The 2019 ARY Digital UK Limited case concerned the conduct of an administrator and will no doubt now serve as a stark reminder to officeholders of their duties, particularly in relation to getting in and realising a company’s assets.


Mr Iqbal was appointed administrator of the company, which was a broadcaster.  The company owned three “electronic programming guides”, which display the forthcoming content on a TV screen in a TV guide style.  For all intents and purposes, these three EPGs were assets of the company.


The directors offered to purchase the EPGs for £40,000.  The administrator chose to advertise the EPGs for sale on the website of a specialist plant and machinery sales company, for only seven days.  The sale particulars were very limited.

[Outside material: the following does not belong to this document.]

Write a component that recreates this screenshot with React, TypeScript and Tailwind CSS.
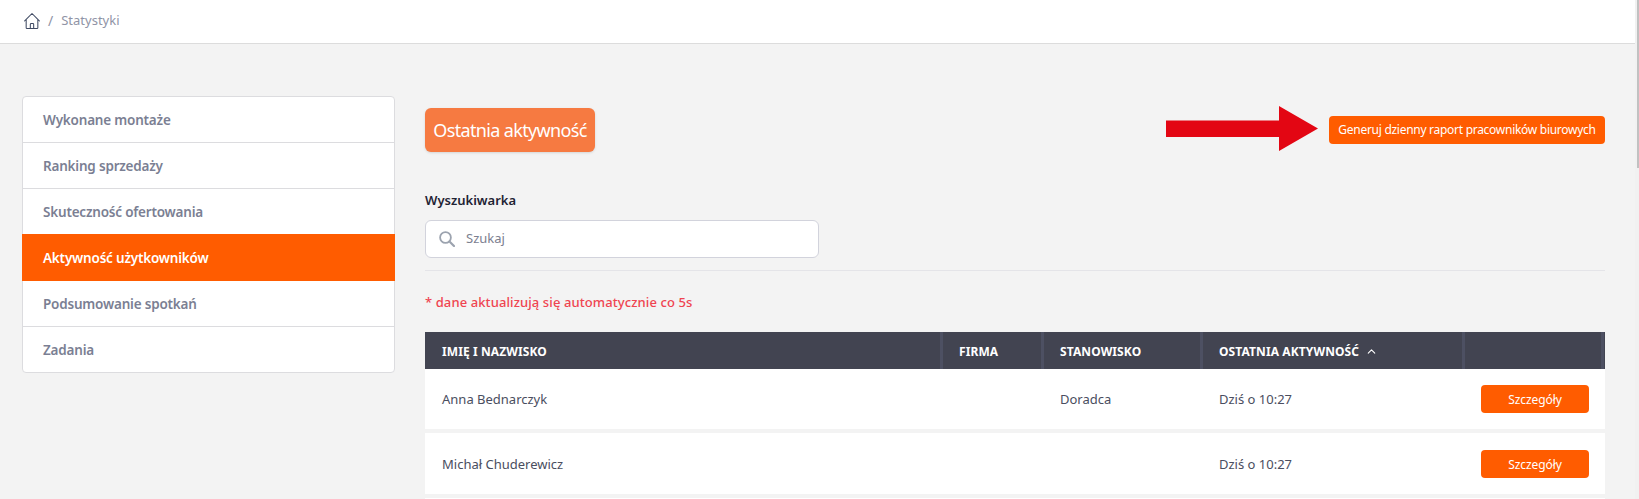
import React from "react";
import { ChevronUp } from "lucide-react";

const tabs = [
  "Wykonane montaże",
  "Ranking sprzedaży",
  "Skuteczność ofertowania",
  "Aktywność użytkowników",
  "Podsumowanie spotkań",
  "Zadania",
];

const rows = [
  { name: "Anna Bednarczyk", job: "Doradca", last: "Dziś o 10:27", h: "h-[60px]" },
  { name: "Michał Chuderewicz", job: "", last: "Dziś o 10:27", h: "h-[61px]" },
  { name: "", job: "", last: "", h: "h-[61px]" },
];

function Sidebar() {
  return (
    <div className="w-[373px] shrink-0 self-start rounded border border-[#dcdcdf] bg-white">
      {tabs.map((t, i) => {
        const active = i === 3;
        return (
          <div
            key={t}
            className={
              active
                ? "-mx-px -mt-px h-[47px] flex items-center pl-[21px] pt-px bg-[#ff5c00] text-white text-[13.5px] font-semibold tracking-[-0.2px]"
                : "h-[46px] last:h-[45px] flex items-center pl-5 pt-0.5 text-[#7b7f93] text-[13.5px] font-semibold tracking-[-0.2px] border-b border-[#dcdcdf] last:border-b-0"
            }
          >
            {t}
          </div>
        );
      })}
    </div>
  );
}

function HomeIcon() {
  return (
    <svg width="20" height="20" viewBox="0 0 24 24" fill="none" stroke="#3f4a63" strokeWidth="1.25" strokeLinecap="round" strokeLinejoin="round">
      <path d="M3 12l2-2m0 0l7-7 7 7M5 10v10a1 1 0 001 1h3m10-11l2 2m-2-2v10a1 1 0 01-1 1h-3m-6 0a1 1 0 001-1v-4a1 1 0 011-1h2a1 1 0 011 1v4a1 1 0 001 1m-6 0h6" />
    </svg>
  );
}

function SearchIcon() {
  return (
    <svg width="16" height="16" viewBox="0 0 16 16" fill="none" stroke="#9ca3af" className="shrink-0">
      <circle cx="6.5" cy="6.5" r="5.4" strokeWidth="1.8" />
      <path d="M10.5 10.5L15 15" strokeWidth="2.2" strokeLinecap="round" />
    </svg>
  );
}

function Arrow() {
  return (
    <svg width="152" height="45" viewBox="0 0 152 45" className="shrink-0">
      <path d="M0 14.5H113V0L152 22.5L113 45V31H0Z" fill="#e30613" />
    </svg>
  );
}

export default function App() {
  return (
    <div className="relative h-[499px] w-full overflow-hidden bg-[#f3f3f3] font-['Noto_Sans',sans-serif]">
      <header className="h-11 bg-white border-b border-[#dcdcdc] flex items-center pl-[22px] pb-px">
        <HomeIcon />
        <span className="ml-[6px] text-sm text-[#9094a6]">/</span>
        <span className="ml-2 text-[13px] text-[#9094a6]">Statystyki</span>
      </header>

      <div className="flex pl-[22px] pt-[52px]">
        <Sidebar />

        <main className="ml-[30px] w-[1180px] pt-3">
          <div className="flex items-start justify-between">
            <h1 className="h-11 w-[170px] rounded-md bg-[#f67a41] text-white text-lg tracking-[-0.65px] flex items-center justify-center shadow-sm">
              Ostatnia aktywność
            </h1>
            <div className="flex items-start -mt-0.5">
              <Arrow />
              <button className="ml-[11px] mt-[10px] h-7 w-[276px] rounded-sm bg-[#ff5c00] text-white text-xs tracking-[-0.28px]">
                Generuj dzienny raport pracowników biurowych
              </button>
            </div>
          </div>

          <label className="block mt-[38px] text-[13px] font-semibold text-[#1f2333] leading-[20px]">Wyszukiwarka</label>
          <div className="mt-[10px] w-[394px] h-[38px] flex items-center rounded-md border border-[#d2d3dc] bg-white pl-[13px]">
            <SearchIcon />
            <span className="ml-[11px] text-[13px] text-[#7c8090]">Szukaj</span>
          </div>
          <div className="mt-3 border-t border-[#e4e4e8]" />

          <p className="mt-[21px] text-[13px] font-medium tracking-[0.1px] text-[#ef4450] leading-5">* dane aktualizują się automatycznie co 5s</p>

          <table className="mt-5 w-full table-fixed border-separate border-spacing-0">
            <thead>
              <tr className="h-[37px] bg-[#424451] text-white text-xs font-bold uppercase text-left tracking-[0.1px]">
                <th className="w-[518px] pl-[17px] pt-0.5 font-bold border-r-[3px] border-[#4d5062]">Imię i nazwisko</th>
                <th className="w-[101px] pl-4 pt-0.5 font-bold border-r-[3px] border-[#4d5062]">Firma</th>
                <th className="w-[159px] pl-4 pt-0.5 font-bold border-r-[3px] border-[#4d5062]">Stanowisko</th>
                <th className="w-[262px] pl-4 pt-0.5 font-bold border-r-[3px] border-[#4d5062]">
                  <span className="inline-flex items-center gap-1.5">
                    Ostatnia aktywność <ChevronUp size={13} strokeWidth={2} />
                  </span>
                </th>
                <th className="p-0">
                  <div className="ml-auto mr-px h-[37px] w-[3px] bg-[#4d5062]" />
                </th>
              </tr>
            </thead>
            <tbody>
              {rows.map((r, i) => (
                <React.Fragment key={i}>
                  <tr className={`${r.h} bg-white text-[13px] text-[#4a4e60]`}>
                    <td className="pl-[17px] pt-0.5">{r.name}</td>
                    <td className="pl-4" />
                    <td className="pl-4 pt-0.5">{r.job}</td>
                    <td className="pl-4 pt-0.5">{r.last}</td>
                    <td className="pr-4 text-right">
                      {r.name && (
                        <button className="h-7 w-[108px] rounded-sm bg-[#ff5c00] pt-0.5 text-white text-xs tracking-[-0.1px]">Szczegóły</button>
                      )}
                    </td>
                  </tr>
                  <tr className="h-1">
                    <td colSpan={5} />
                  </tr>
                </React.Fragment>
              ))}
            </tbody>
          </table>
        </main>
      </div>

      {/* scrollbar */}
      <div className="absolute inset-y-0 right-0 w-1 bg-[#f1f1f1]">
        <div className="ml-auto h-[168px] w-[2px] bg-[#c1c1c1]" />
      </div>
    </div>
  );
}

Nevertheless, the administrator was advised by the sales agents to market the EPGs for a longer period, but the administrator declined to follow that advice and sold the EPGs to the directors.  The explanation given for the decision was because the EPGs may have become worthless if Sky removed the channels.  It is noteworthy that this information was given to the administrator by the directors, and later turned out to be an unlikely situation.


The company ultimately ended up in liquidation with other officeholders appointed as joint liquidators.  They brought breach of duty proceedings against the administrator for various breaches of duty including failing to obtain a valuation of the EPGs and failing to properly market them.  They said this was tantamount to acting without due care and skill.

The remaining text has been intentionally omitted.